Not all manuscripts have the verse saying that the old wine tastes better, and no one would go back to new wine after having tasted the old. It is a little confusing because it disrupts a reading of the imagery as ‘old wine = bad, new wine = good’, but perhaps that’s the point: that the old is good, but it is impossible to bring the new into the old (the repentant sinners into the Torah system), but instead the new need a new system and be allowed to mature before they are judged.

Jesus’ telling about the wedding guests feasting with the bridegroom links in with some of what we discussed about the wedding at Cana. The Pharisees see life as an earthly campaign of prayer and fasting to combat sin and hope to heaven. The typology of the wedding banquet is one of heaven, Jesus is saying that through his incarnation heaven is here and now with its liberation from the cycle of sin and impurity. There is something truly radical with the identification of this household of sinners with a vision of heaven.

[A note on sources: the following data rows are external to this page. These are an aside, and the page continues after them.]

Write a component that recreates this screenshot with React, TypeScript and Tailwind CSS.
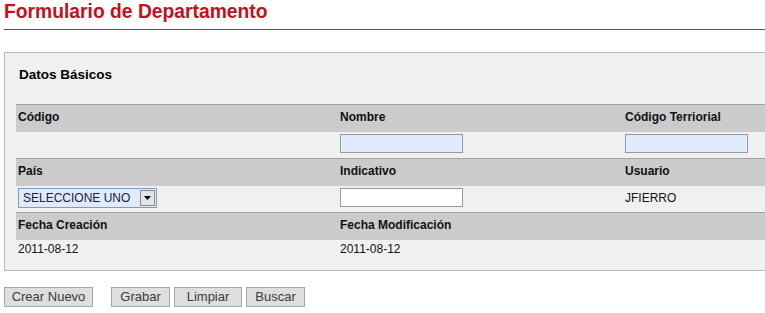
export default function App() {
  const label = "font-bold text-[12px] text-[#111]";
  const headRow = "flex h-[28px] border-t border-[#a3a3a3] bg-[#cbcbcb] pt-[3px]";
  const field = "h-[19px] w-[123px] border border-[#999] bg-[#dfeafc]";
  const btn =
    "h-[20px] border border-[#a6a6a6] bg-[#dedede] text-[13px] leading-[18px] text-[#3a3a3a]";

  return (
    <div className="h-[313px] w-[765px] overflow-hidden bg-white font-['Liberation_Sans',Arial,sans-serif]">
      <h1 className="pl-[4px] pt-[1px] text-[19.3px] font-bold leading-[22px] text-[#c4101a]">
        Formulario de Departamento
      </h1>
      <div className="ml-[4px] mt-[6px] h-[1px] w-[800px] bg-[#555]" />

      <div className="ml-[4px] mt-[22px] w-[820px] border border-[#bababa] bg-[#f0f0f0] pb-[1px] pl-[11px]">
        <h2 className="pl-[3px] pt-[14px] text-[13.5px] font-bold leading-[16px] text-black">Datos Básicos</h2>

        <div className="mt-[21px]">
          <div className={headRow}>
            <div className={`w-[322px] pl-[2px] ${label}`}>Código</div>
            <div className={`w-[285px] pl-[2px] ${label}`}>Nombre</div>
            <div className={`pl-[2px] ${label}`}>Código Terriorial</div>
          </div>
          <div className="flex h-[26px] pt-[2px]">
            <div className="w-[322px]" />
            <div className="w-[285px] pl-[2px]">
              <div className={field} />
            </div>
            <div className="pl-[2px]">
              <div className={field} />
            </div>
          </div>

          <div className={headRow}>
            <div className={`w-[322px] pl-[2px] ${label}`}>País</div>
            <div className={`w-[285px] pl-[2px] ${label}`}>Indicativo</div>
            <div className={`pl-[2px] ${label}`}>Usuario</div>
          </div>
          <div className="flex h-[26px] items-start pt-[2px]">
            <div className="w-[322px] pl-[2px]">
              <div className="flex h-[20px] w-[139px] items-center border border-[#7f9db9] bg-[#dfeafc] pl-[4px] text-[12px] text-[#1a1a40]">
                <span className="flex-1">SELECCIONE UNO</span>
                <span className="mr-[1px] flex h-[16px] w-[15px] items-center justify-center border border-[#8a8a8a] bg-[#e4e4e4]">
                  <svg width="7" height="4" viewBox="0 0 7 4">
                    <path d="M0 0H7L3.5 4Z" fill="#000" />
                  </svg>
                </span>
              </div>
            </div>
            <div className="w-[285px] pl-[2px]">
              <div className="h-[19px] w-[123px] border border-[#999] bg-white" />
            </div>
            <div className="pl-[2px] pt-[3px] text-[12px] leading-[14px] text-[#111]">JFIERRO</div>
          </div>

          <div className={headRow}>
            <div className={`w-[322px] pl-[2px] ${label}`}>Fecha Creación</div>
            <div className={`w-[285px] pl-[2px] ${label}`}>Fecha Modificación</div>
            <div />
          </div>
          <div className="flex h-[29px] pt-[2px] text-[12px] leading-[14px] text-[#111]">
            <div className="w-[322px] pl-[2px]">2011-08-12</div>
            <div className="w-[285px] pl-[2px]">2011-08-12</div>
          </div>
        </div>
      </div>

      <div className="ml-[4px] mt-[16px] flex gap-[4px]">
        <button className={`${btn} mr-[14px] w-[89px]`}>Crear Nuevo</button>
        <button className={`${btn} w-[59px]`}>Grabar</button>
        <button className={`${btn} w-[68px]`}>Limpiar</button>
        <button className={`${btn} w-[59px]`}>Buscar</button>
      </div>
    </div>
  );
}
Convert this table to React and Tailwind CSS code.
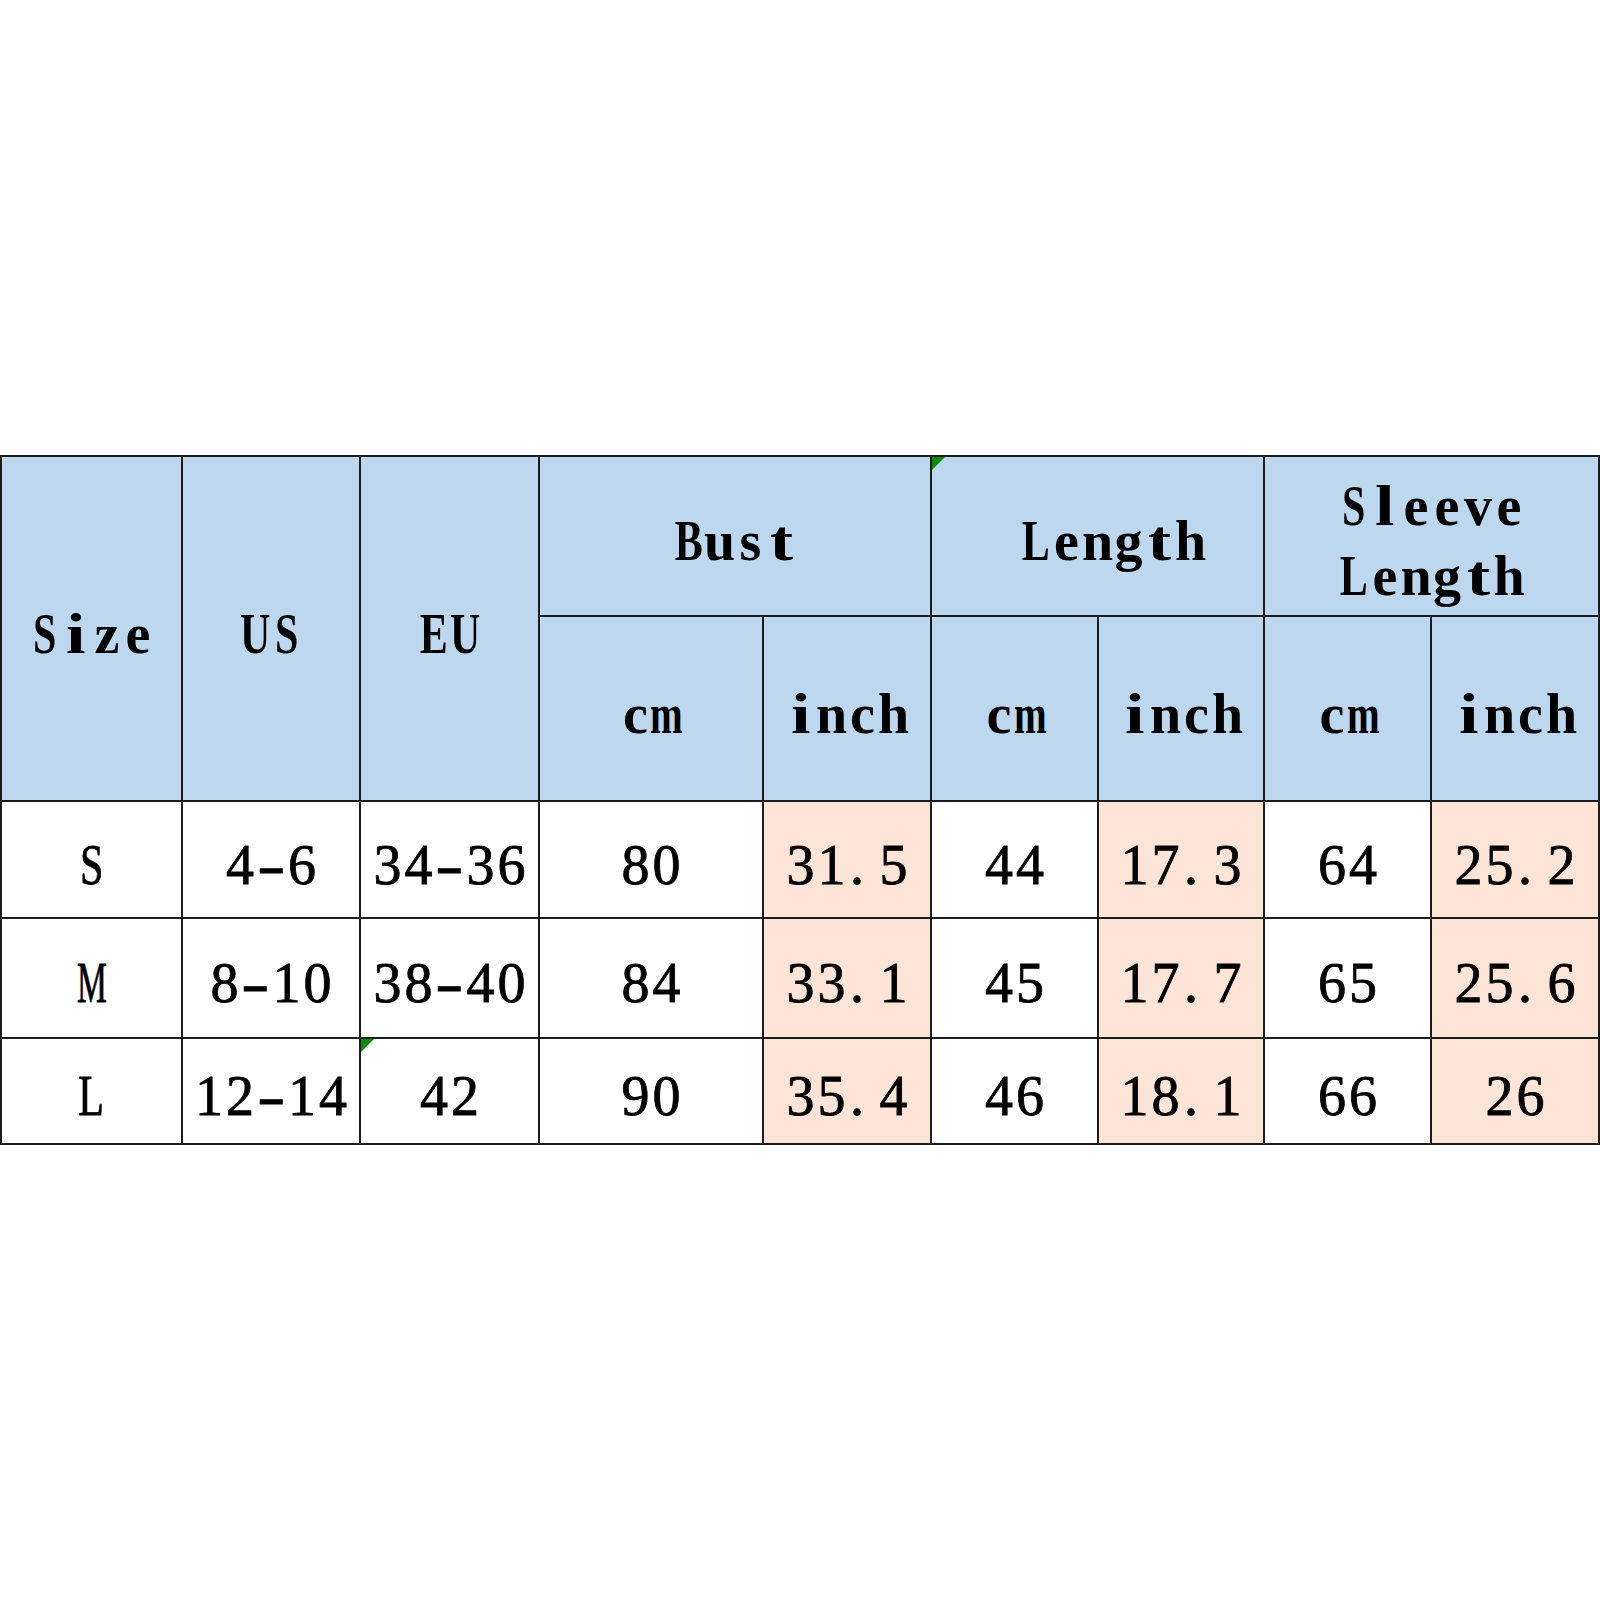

Straight after this passage, we have last week’s gleaning in the cornfields. Does this event make us think differently about that one?

Reading back before the narrative of the healing of the leper we have the calling of Simon and the other fishermen, with Simon’s self-acknowledged sinfulness. I wonder how differently Simon and Levi see their sinfulness and each others. Perhaps we could end by reading the calling of Simon and his response.